According to PLD, its object was to examine which form of legislation may best support girls most vulnerable to child marriage and provide recommendations for the same, given the lack of “cogent evidence” on the effectiveness of the existing child marriage law. 

“This qualitative analysis looked at the extent to which the law serves its intended purpose and whether it empowers those it is intended for, by comparing categories of litigants who initiate legal action and the remedies sought against its consequences on the young for whom the law is intended,” the study said. 

Other findings & recommendations

The PLD study found that the vast majority of child marriages during the decade it analysed took place in “resource-poor socioeconomic contexts”.

“This is borne out by references in the case law to low-paid and uncertain livelihoods, lack of official identity and birth documentation, residence in urban slums, peri-urban industrial localities and rural areas, as well as low levels of education,” the study said.

It also found that the legal system was primarily accessed by parents, not girls, while applying the law on child marriage.
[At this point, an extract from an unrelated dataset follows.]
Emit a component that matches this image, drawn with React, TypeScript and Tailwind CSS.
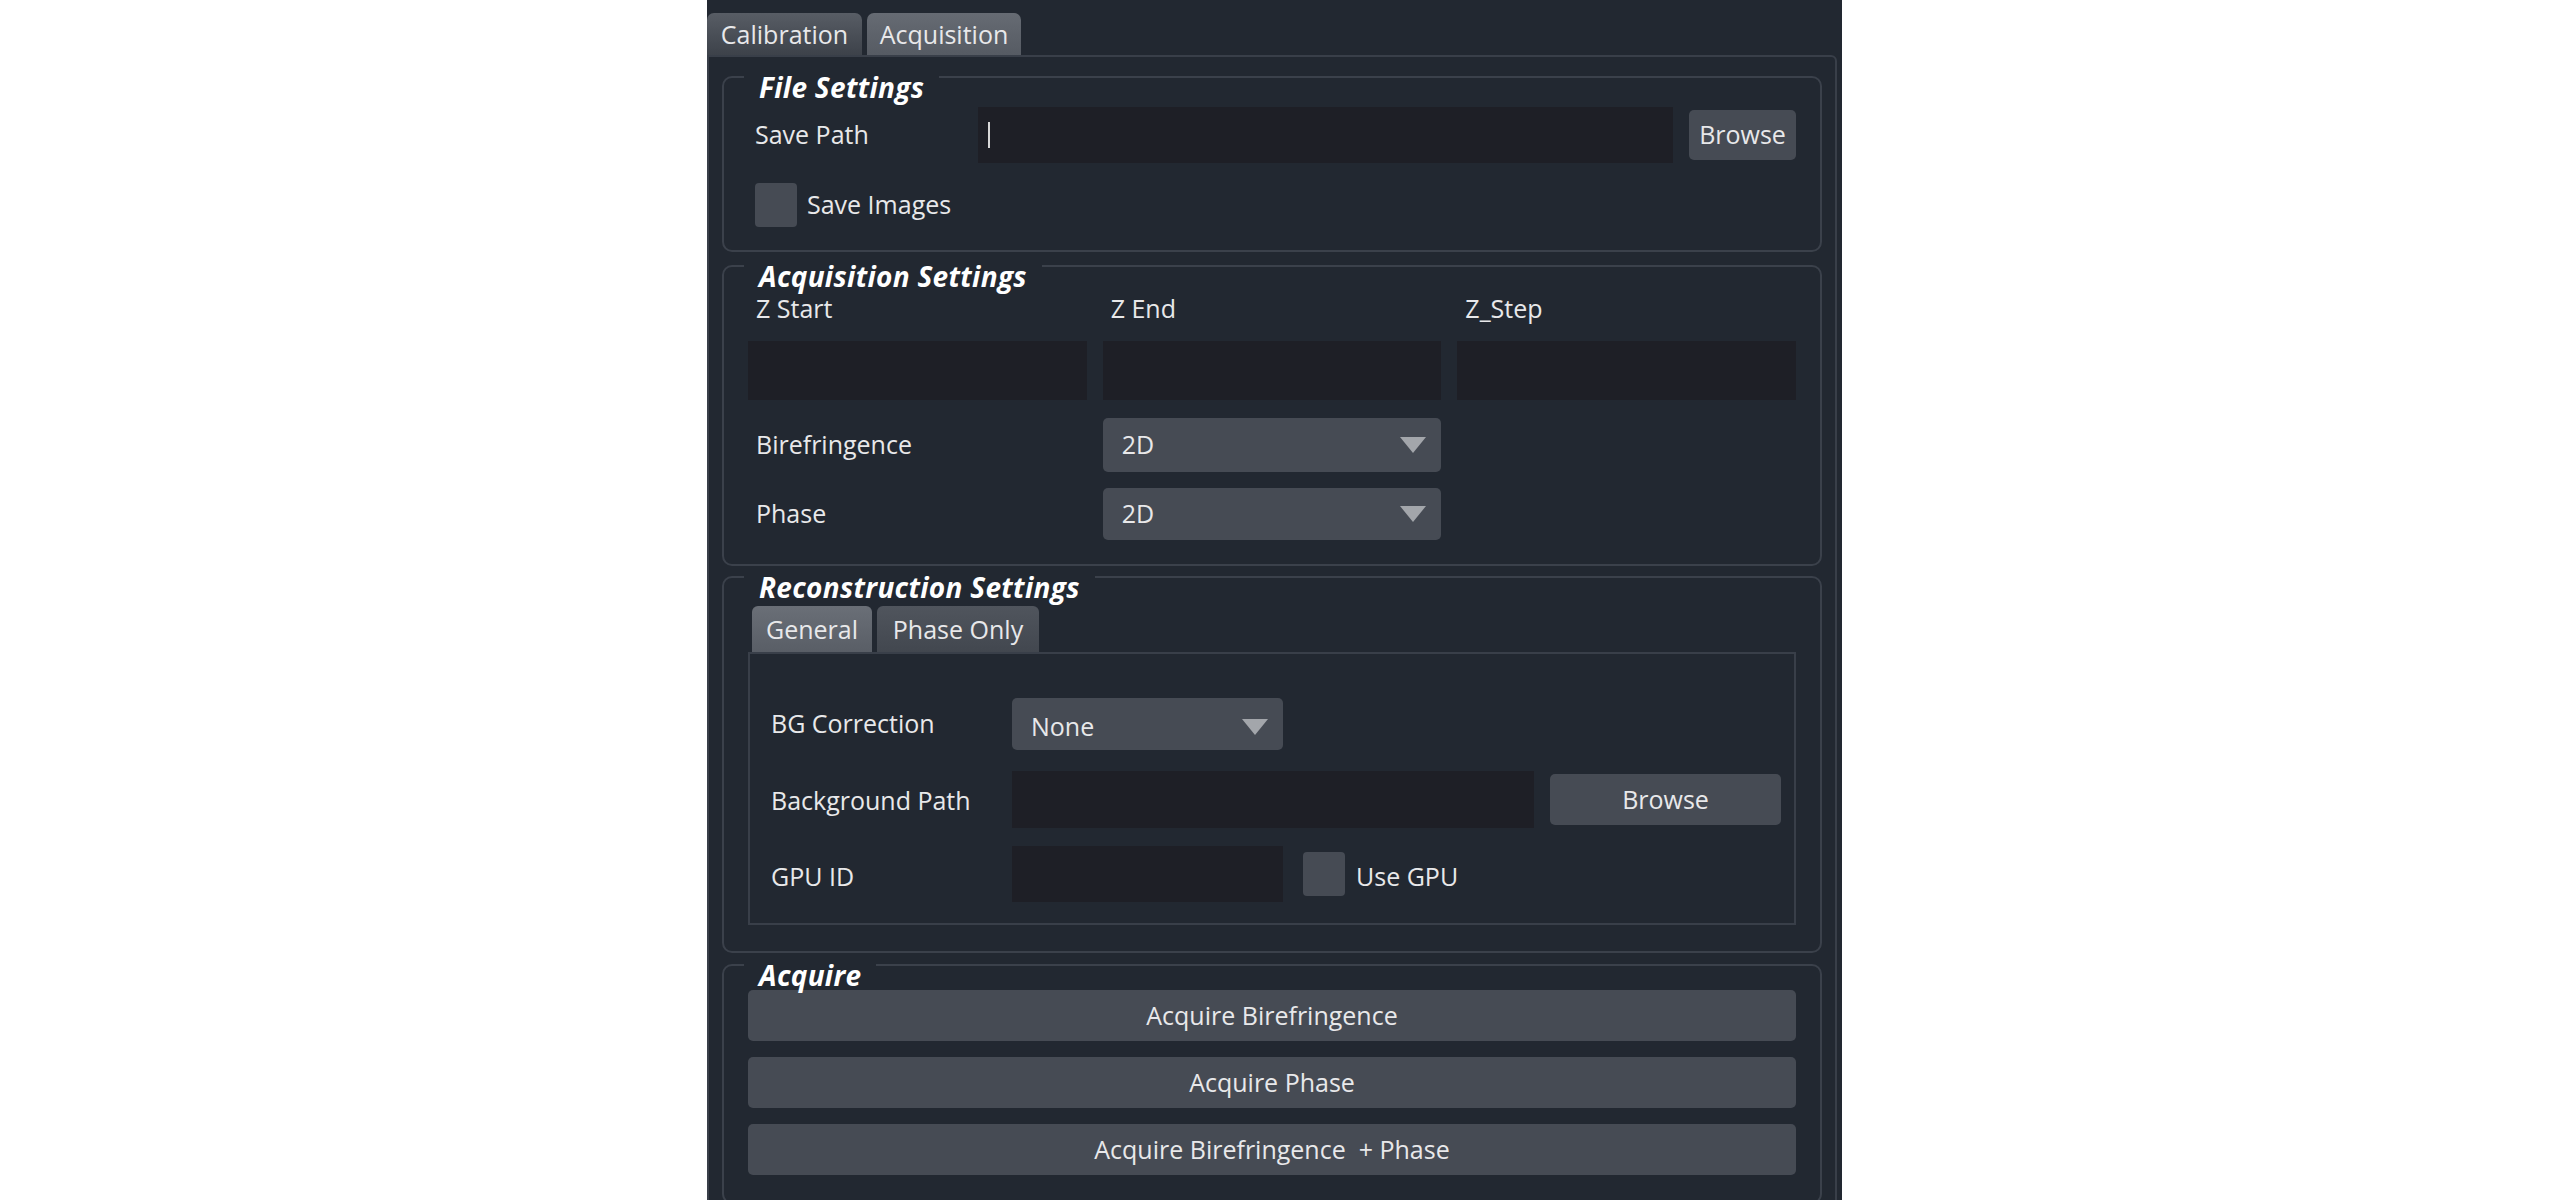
import React from "react";

function GroupBox({ title, className, children }: { title: string; className?: string; children: React.ReactNode }) {
  return (
    <div className={`relative mx-[13px] rounded-[10px] border-2 border-[#3b414b] ${className ?? ""}`}>
      <div className="absolute left-[20px] top-[-6px] bg-[#222831] px-[15px] text-[28px] font-bold italic leading-[30px] tracking-[0.3px] text-white">
        {title}
      </div>
      {children}
    </div>
  );
}

function Arrow() {
  return (
    <svg width="26" height="16" viewBox="0 0 26 16" className="shrink-0">
      <polygon points="0,0 26,0 13,16" fill="#a3a6ab" />
    </svg>
  );
}

function Combo({ value, className }: { value: string; className?: string }) {
  return (
    <div className={`flex items-center justify-between rounded-[5px] bg-[#464b54] pl-[19px] pr-[15px] ${className ?? ""}`}>
      <span>{value}</span>
      <Arrow />
    </div>
  );
}

function Checkbox() {
  return <div className="h-[44px] w-[42px] shrink-0 rounded-[4px] bg-[#464b54]" />;
}

export default function App() {
  return (
    <div className="min-h-[1200px] w-full bg-white font-['Open_Sans','Noto_Sans',sans-serif] text-[25px] text-[#e8e8ea]">
      <div className="ml-[707px] h-[1200px] w-[1135px] overflow-hidden bg-[#222831] pt-[13px]">
        {/* top tabs */}
        <div className="flex gap-[5px] leading-none">
          <div className="flex h-[42px] w-[155px] items-center justify-center rounded-t-[7px] bg-gradient-to-b from-[#585d65] to-[#3d424a]">
            Calibration
          </div>
          <div className="flex h-[42px] w-[154px] items-center justify-center rounded-t-[7px] bg-gradient-to-b from-[#666b73] to-[#565b63]">
            Acquisition
          </div>
        </div>

        <div className="mr-[5px] h-[1200px] rounded-tr-[6px] border-2 border-[#393f49] pt-[19px]">
          {/* File Settings */}
          <GroupBox title="File Settings" className="h-[176px] pl-[31px] pr-[24px] pt-[29px]">
            <div className="flex h-[56px] items-center">
              <span className="w-[223px]">Save Path</span>
              <div className="flex h-[56px] flex-1 items-center bg-[#1e1f26] pl-[10px]">
                <div className="h-[26px] w-[2px] bg-[#d8d8d8]" />
              </div>
              <button className="ml-[16px] h-[50px] w-[107px] rounded-[5px] bg-[#464b54] text-[#e8e8ea]">Browse</button>
            </div>
            <div className="mt-[19px] flex h-[46px] items-center gap-[10px]">
              <Checkbox />
              <span>Save Images</span>
            </div>
          </GroupBox>

          {/* Acquisition Settings */}
          <GroupBox title="Acquisition Settings" className="mt-[13px] h-[301px] px-[24px] pt-[27px]">
            <div className="grid grid-cols-3 gap-x-[16px]">
              <div className="flex h-[30px] items-center pl-[8px]">Z Start</div>
              <div className="flex h-[30px] items-center pl-[8px]">Z End</div>
              <div className="flex h-[30px] items-center pl-[8px]">Z_Step</div>
              <div className="mt-[17px] h-[59px] bg-[#1e1f26]" />
              <div className="mt-[17px] h-[59px] bg-[#1e1f26]" />
              <div className="mt-[17px] h-[59px] bg-[#1e1f26]" />
              <div className="mt-[18px] flex h-[54px] items-center pl-[8px]">Birefringence</div>
              <Combo value="2D" className="mt-[18px] h-[54px]" />
              <div />
              <div className="mt-[16px] flex h-[52px] items-center pl-[8px]">Phase</div>
              <Combo value="2D" className="mt-[16px] h-[52px]" />
              <div />
            </div>
          </GroupBox>

          {/* Reconstruction Settings */}
          <GroupBox title="Reconstruction Settings" className="mt-[10px] h-[377px] px-[24px] pt-[28px]">
            <div className="flex gap-[5px] pl-[4px] leading-none">
              <div className="flex h-[46px] w-[120px] items-center justify-center rounded-t-[6px] bg-gradient-to-b from-[#6a6f77] to-[#595e66]">
                General
              </div>
              <div className="flex h-[46px] w-[162px] items-center justify-center rounded-t-[6px] bg-gradient-to-b from-[#50555d] to-[#42474f]">
                Phase Only
              </div>
            </div>
            <div className="h-[273px] border-2 border-[#393f49] pl-[21px] pr-[13px] pt-[44px]">
              <div className="flex h-[52px] items-center">
                <span className="w-[241px]">BG Correction</span>
                <Combo value="None" className="h-[52px] w-[271px] pl-[17px] pt-[6px]" />
              </div>
              <div className="mt-[21px] flex h-[57px] items-center">
                <span className="w-[241px] pt-[2px]">Background Path</span>
                <div className="h-[57px] w-[522px] bg-[#1e1f26]" />
                <button className="ml-[16px] h-[51px] flex-1 rounded-[5px] bg-[#464b54] text-[#e8e8ea]">Browse</button>
              </div>
              <div className="mt-[18px] flex h-[56px] items-center">
                <span className="w-[241px] pt-[6px]">GPU ID</span>
                <div className="h-[56px] w-[271px] bg-[#1e1f26]" />
                <div className="ml-[20px] flex items-center gap-[11px]">
                  <Checkbox />
                  <span className="pt-[6px]">Use GPU</span>
                </div>
              </div>
            </div>
          </GroupBox>

          {/* Acquire */}
          <GroupBox title="Acquire" className="mt-[11px] h-[240px] px-[24px] pt-[24px]">
            <div className="flex flex-col gap-[16px]">
              <button className="h-[51px] rounded-[5px] bg-[#464b54] text-[#e8e8ea]">Acquire Birefringence</button>
              <button className="h-[51px] rounded-[5px] bg-[#464b54] text-[#e8e8ea]">Acquire Phase</button>
              <button className="h-[51px] rounded-[5px] bg-[#464b54] text-[#e8e8ea]">Acquire Birefringence&nbsp; + Phase</button>
            </div>
          </GroupBox>
        </div>
      </div>
    </div>
  );
}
This puts “disproportionate burden of criminality and stigma on husbands” and “lends the law to malicious and retributive use, which it was not enacted for”.

Based on these findings, the PLD made an extensive list of legislative recommendations.

“The premise of the law reform must be towards empowering children and adolescents vulnerable to marriage and towards crafting redress that transforms the conditions driving early marriage,” it said.

In order to address the discrepancy between filing cases against elopement by children and forced or arranged marriages by parents, the group said the latter must also be considered as grounds to void a child marriage.

It also offered a distinction between elopement and enticement in child marriage cases. “It is important, as the courts have consistently done, to distinguish cases in which girls exercise intelligent preference to marry from cases of enticement,” the study added.